The school has an extracurricular club that focuses on women's issues. And chain locks were added to the doors of the barracks.

The locks came after some women complained of receiving unwanted male visitors in the middle of the night, Toffler said.

He told defense attorney William Clineburg that more than half of the school's females had complained about some type of sexual harassment - from simply receiving unwanted attention from male cadets to more complex and serious harassment.

A memo, issued after an advisory committee on women in the service visited West Point, said the issue of sexual harassment was "a salient concern of women cadets" when representatives visited campus, Clineburg said.

Toffler said it was not surprising that the issue came up frequently because representatives had come to the campus to discuss gender concerns.

He said harassment issues would require continuous attention with every incoming class.

Female cadets at West Point have held many positions of authority, Toffler said.

At Virginia Tech, "Women have held all positions, from platoon leader to regimental commander, the most senior corps position," said Maj. Gen. Stanton Musser, commandant of the corps.
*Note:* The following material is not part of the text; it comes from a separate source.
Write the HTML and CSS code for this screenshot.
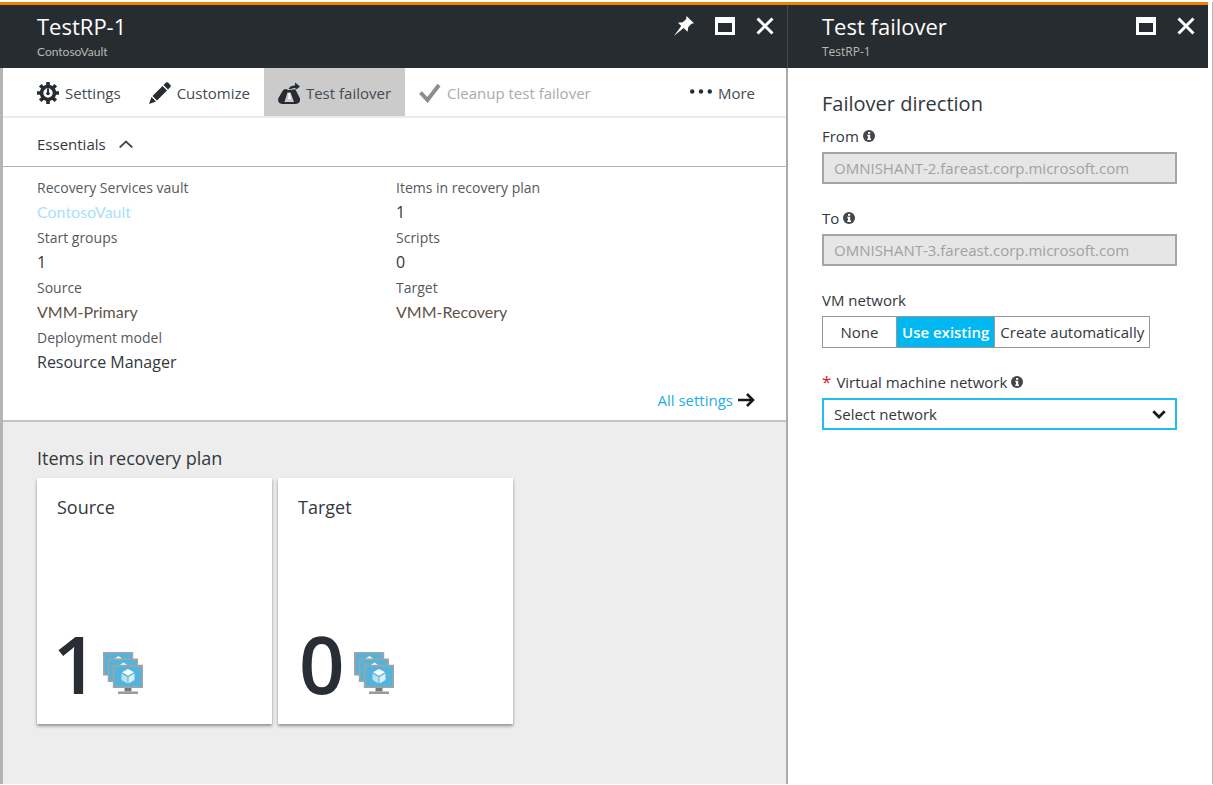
FILE: index.html
```html
<!DOCTYPE html>
<html lang="en">
<head>
<meta charset="utf-8">
<title>TestRP-1 - Test failover</title>
<link rel="stylesheet" href="styles.css">
</head>
<body>
<svg class="defs" aria-hidden="true">
  <symbol id="restore" viewBox="0 0 20 18"><path fill="#fff" fill-rule="evenodd" d="M0 0h20v18H0zM3 6v9h14V6z"/></symbol>
  <symbol id="close" viewBox="0 0 18 18"><path d="M1.500 1.500 16.500 16.500M16.500 1.500 1.500 16.500" stroke="#fff" stroke-width="3" fill="none"/></symbol>
  <symbol id="info" viewBox="0 0 12 12"><circle cx="6" cy="6" r="6" fill="#43474b"/><path d="M5 2h2.200v1.800H5zM4.300 4.800h2.900v3.700h.8V10H4.300V8.500H5V6.200h-.7z" fill="#fff"/></symbol>
  <symbol id="machines" viewBox="0 0 40 42">
    <g fill="#52b3dc" stroke="#a3a3a3" stroke-width="1.600">
      <path d="M.8.800h28.600v22H.8z"/>
      <path d="m11.500 6.800 4-2.800 4 2.800z" fill="#fff" stroke="none"/>
      <path d="M5.600 7.200h28.600v22H5.600z"/>
      <path d="m16.500 13.200 4-2.800 4 2.800z" fill="#fff" stroke="none"/>
      <path d="M10.600 13.600h28.600v21.600H10.600z"/>
    </g>
    <path d="M21.500 36h7v3.500h-7z" fill="#7a7a7a"/><path d="M15 39.500h20V42H15z" fill="#999"/>
    <path d="m25 17 6 3.300-6 3.400-6-3.400z" fill="#fff"/>
    <path d="m18.500 21.500 6 3.400v6.600l-6-3.400z" fill="#b9e1f2"/>
    <path d="m31.500 21.500-6 3.400v6.600l6-3.400z" fill="#d9f0f9"/>
  </symbol>
</svg>
<main class="blades">
  <section class="blade plan">
    <header class="blade-header">
      <div class="blade-titles">
        <h1 class="blade-title">TestRP-1</h1>
        <p class="blade-subtitle alt">ContosoVault</p>
      </div>
      <div class="window-actions">
        <button type="button" aria-label="Pin"><svg width="20" height="20" viewBox="0 0 20 20"><path d="M12.500 0 20 7.200 17.400 7.800 14.200 11.200 13.600 15.800 9.600 12 0 20 7.200 10 4 6.800 8.800 6.200 12.200 3z" fill="#fff"/></svg></button>
        <button type="button" aria-label="Restore"><svg width="20" height="18"><use href="#restore"/></svg></button>
        <button type="button" aria-label="Close"><svg width="18" height="18"><use href="#close"/></svg></button>
      </div>
    </header>
    <nav class="toolbar" aria-label="Commands">
      <button type="button" class="tool">
        <svg width="22" height="22" viewBox="0 0 22 22"><g fill="none" stroke="#272c33"><circle cx="11" cy="11" r="6.500" stroke-width="3.600"/><path d="M11 0v4M11 18v4M0 11h4M18 11h4M3.200 3.200 6 6M16 16l2.800 2.800M18.800 3.200 16 6M6 16l-2.800 2.800" stroke-width="3.600"/><path d="M11 6.500v5" stroke-width="2"/></g><circle cx="11" cy="11.500" r="1.800" fill="#272c33"/></svg>
        Settings</button>
      <button type="button" class="tool">
        <svg width="22" height="22" viewBox="0 0 22 22"><path d="M0 22 2.500 15 7 19.500zM3.500 14 13.500 4 18 8.500 8 18.500zM14.500 3 17 .600Q18-.3 19 .600L21.400 3Q22.300 4 21.400 5L19 7.500z" fill="#272c33"/></svg>
        Customize</button>
      <button type="button" class="tool selected">
        <svg width="22" height="22" viewBox="0 0 22 22"><path d="M4.500 9Q7 5.500 10 8h3.500Q17 6 18.500 9.500L22 16.500Q22.500 22 17 22H4Q-.5 21.500.200 16.500z" fill="#272c33"/><path d="M9.500 10.500h3L16 20H6.500z" fill="#cbcbcb"/><path d="M10.500 11h1.500l.8 6h-2.500z" fill="#fff"/><path d="M10.500 6.500Q13 3 17 3.500V.500L22 4.500 17.500 8V6Q14 5.500 12.500 7.500z" fill="#272c33"/></svg>
        Test failover</button>
      <button type="button" class="tool" disabled>
        <svg width="22" height="20" viewBox="0 0 22 20"><path d="m1.500 9.500 7 7.500L20 2" fill="none" stroke="#8b8e90" stroke-width="4"/></svg>
        Cleanup test failover</button>
      <button type="button" class="tool more">
        <svg width="22" height="22" viewBox="0 0 22 22"><g fill="#272c33"><circle cx="2.200" cy="9.500" r="2.200"/><circle cx="11" cy="9.500" r="2.200"/><circle cx="19.800" cy="9.500" r="2.200"/></g></svg>
        More</button>
    </nav>
    <button type="button" class="essentials-toggle" aria-expanded="true">Essentials
      <svg width="14" height="8" viewBox="0 0 14 8"><path d="m.7 7.500 6.300-6 6.300 6" fill="none" stroke="#44484c" stroke-width="1.800"/></svg>
    </button>
    <div class="essentials">
      <dl class="facts">
        <div><dt>Recovery Services vault</dt><dd class="alt"><a class="vault" href="#vault">ContosoVault</a></dd></div>
        <div><dt>Items in recovery plan</dt><dd>1</dd></div>
        <div><dt>Start groups</dt><dd>1</dd></div>
        <div><dt>Scripts</dt><dd>0</dd></div>
        <div><dt>Source</dt><dd class="alt">VMM-Primary</dd></div>
        <div><dt>Target</dt><dd class="alt">VMM-Recovery</dd></div>
        <div><dt>Deployment model</dt><dd>Resource Manager</dd></div>
      </dl>
      <a class="all-settings" href="#settings">All settings
        <svg width="17" height="14" viewBox="0 0 17 14"><path d="M0 7h15M9 1l6 6-6 6" fill="none" stroke="#171b1f" stroke-width="2.600"/></svg></a>
    </div>
    <section class="items">
      <h2 class="items-title">Items in recovery plan</h2>
      <div class="tiles">
        <article class="tile"><h3>Source</h3><p class="count">1<svg width="40" height="42"><use href="#machines"/></svg></p></article>
        <article class="tile"><h3>Target</h3><p class="count">0<svg width="40" height="42"><use href="#machines"/></svg></p></article>
      </div>
    </section>
  </section>
  <section class="blade failover">
    <header class="blade-header">
      <div class="blade-titles">
        <h1 class="blade-title">Test failover</h1>
        <p class="blade-subtitle">TestRP-1</p>
      </div>
      <div class="window-actions">
        <button type="button" aria-label="Restore"><svg width="20" height="18"><use href="#restore"/></svg></button>
        <button type="button" aria-label="Close"><svg width="18" height="18"><use href="#close"/></svg></button>
      </div>
    </header>
    <form class="form">
      <h2 class="form-title">Failover direction</h2>
      <div class="field">
        <label for="from">From <svg width="12" height="12"><use href="#info"/></svg></label>
        <input class="box" id="from" type="text" value="OMNISHANT-2.fareast.corp.microsoft.com" disabled>
      </div>
      <div class="field">
        <label for="to">To <svg width="12" height="12"><use href="#info"/></svg></label>
        <input class="box" id="to" type="text" value="OMNISHANT-3.fareast.corp.microsoft.com" disabled>
      </div>
      <fieldset class="field">
        <legend>VM network</legend>
        <div class="segments">
          <label><input type="radio" name="network-mode"><span>None</span></label>
          <label><input type="radio" name="network-mode" checked><span>Use existing</span></label>
          <label><input type="radio" name="network-mode"><span>Create automatically</span></label>
        </div>
      </fieldset>
      <div class="field">
        <label for="network"><span class="required">*</span> Virtual machine network <svg width="12" height="12"><use href="#info"/></svg></label>
        <div class="select">
          <select class="box" id="network"><option>Select network</option></select>
          <svg width="14" height="9" viewBox="0 0 14 9"><path d="m1.300 1.300 5.700 5.700 5.700-5.700" fill="none" stroke="#171b1f" stroke-width="2.800"/></svg>
        </div>
      </div>
    </form>
  </section>
</main>
</body>
</html>
```

FILE: styles.css
```css
* { box-sizing: border-box; }
body, h1, h2, h3, p, dl, dd, fieldset { margin: 0; padding: 0; }
body {
  background: #fff;
  color: #33383d;
  font: 15px/24px "Open Sans", "Noto Sans", sans-serif;
}
button, input, select { font: inherit; color: inherit; }
button { border: 0; padding: 0; background: none; cursor: pointer; }
svg { flex: none; display: block; }
h1, h2, h3 { font-weight: 400; }
.defs { position: absolute; width: 0; height: 0; }
.alt { font-family: Lato, "Open Sans", sans-serif; }

.blades {
  display: grid;
  grid-template-columns: 788fr 425fr;
  min-height: 100vh;
  padding: 2px 0 1px;
}
.blade { display: flex; flex-direction: column; min-width: 0; }
.plan { border-left: 3px solid #b4b4b4; border-right: 2px solid #ababab; }
.failover { border-right: 1px solid #b4b4b4; }
.blade-header {
  display: flex;
  justify-content: space-between;
  height: 66px;
  padding: 6px 13px 0 34px;
  background: #272c30;
  border-top: 3px solid #ef8200;
  color: #fff;
}
.plan .blade-header { margin: 0 -2px 0 -3px; padding-left: 37px; padding-right: 14px; box-shadow: inset -1px 0 #45494d; }
.failover .blade-header { margin-right: 4px; }
.blade-title { font-size: 22px; line-height: 30px; }
.blade-subtitle { font-size: 12px; line-height: 22px; color: #b9b9b5; }
.window-actions { display: flex; align-items: center; gap: 21px; height: 30px; }

.toolbar { display: flex; height: 50px; padding: 0 17px 0 20px; border-bottom: 2px solid #ebebeb; }
.tool { display: flex; align-items: center; gap: 6px; padding: 2px 14px 0; color: #444b54; }
.tool.selected { background: #cbcbcb; }
.tool:disabled { color: #a9abad; }
.tool.more { margin-left: auto; }

.essentials-toggle {
  display: flex;
  align-items: center;
  gap: 13px;
  height: 49px;
  padding: 4px 34px 0;
  border-bottom: 1px solid #b4b4b4;
}
.essentials { display: flex; flex-direction: column; padding: 9px 31px 8px 34px; border-bottom: 2px solid #c4c4c4; }
.facts { display: grid; grid-template-columns: 1fr 1fr; row-gap: 2px; }
.facts dt { font-size: 14px; color: #55595d; }
.facts dd { font-size: 16px; }
.facts dd.alt { color: #5e5248; }
.facts .vault { color: #a9e1fa; text-decoration: none; }
.all-settings { display: flex; align-items: center; align-self: flex-end; gap: 5px; margin-top: 14px; color: #1eaee5; text-decoration: none; }

.items { flex: 1; padding: 22px 34px; background: #ededed; }
.items-title { font-size: 18px; line-height: 28px; margin-bottom: 6px; }
.tiles { display: flex; flex-wrap: wrap; gap: 6px; }
.tile {
  display: flex;
  flex-direction: column;
  justify-content: space-between;
  width: 235px;
  height: 246px;
  padding: 16px 20px 19px;
  background: #fff;
  box-shadow: 0 2px 3px #0006;
}
.tile h3 { font-size: 18px; line-height: 26px; }
.count {
  display: flex;
  align-items: baseline;
  gap: 8px;
  font-size: 80px;
  line-height: 84px;
  font-weight: 600;
  font-variant-numeric: proportional-nums;
  color: #292e36;
}

.form { padding: 23px 35px 0 34px; }
.form-title { font-size: 20px; line-height: 26px; margin-bottom: 7px; }
.field { border: 0; margin-bottom: 22px; min-width: 0; }
.field > label, .field > legend { display: flex; align-items: center; gap: 4px; padding: 0; margin-bottom: 4px; }
.required { margin-right: 1px; color: #e81123; font-size: 17px; }
.box {
  display: block;
  width: 100%;
  height: 32px;
  margin: 0;
  padding: 0 11px;
  border: 1px solid #8a8a8a;
  border-radius: 0;
  background: #fff;
}
.box:disabled { background: #e6e6e6; color: #a0a2a4; border-width: 2px; border-color: #a5a5a5; padding: 0 10px; }
.select { display: grid; align-items: center; }
.select > * { grid-area: 1 / 1; }
.select svg { justify-self: end; margin-right: 11px; pointer-events: none; }
.select .box { appearance: none; border: 2px solid #1fbdf0; padding: 0 10px; outline: 0; }
.segments { display: flex; width: fit-content; border: 1px solid #999; }
.segments label { position: relative; display: flex; }
.segments label + label { border-left: 1px solid #999; }
.segments input { position: absolute; inset: 0; margin: 0; opacity: 0; }
.segments span { min-width: 73px; padding: 0 5px; line-height: 30px; text-align: center; }
.segments input:checked + span { background: #00b7f1; color: #fff; font-weight: 600; }
```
He said there are many similarities between the two schools. The tradition of having to memorize certain rules and items about the school's history, for example, are recorded in a notebook comparable to the "rat bible" at VMI.

But the corps is part of a larger, looser school, instead of one where the military atmosphere oozes into every activity.

While all cadets live together in a dorm, some civilian women share the bathroom facilities and live on the top floor. Cadets are allowed to be married, and if they are, they are excused from barracks life.

Two women in Tech's corps would want to get the "VMI experience" if they had the chance, Musser said.

Asked whether VMI would have to create an environment more like Tech's to accommodate women, Musser said, "In my opinion, they would."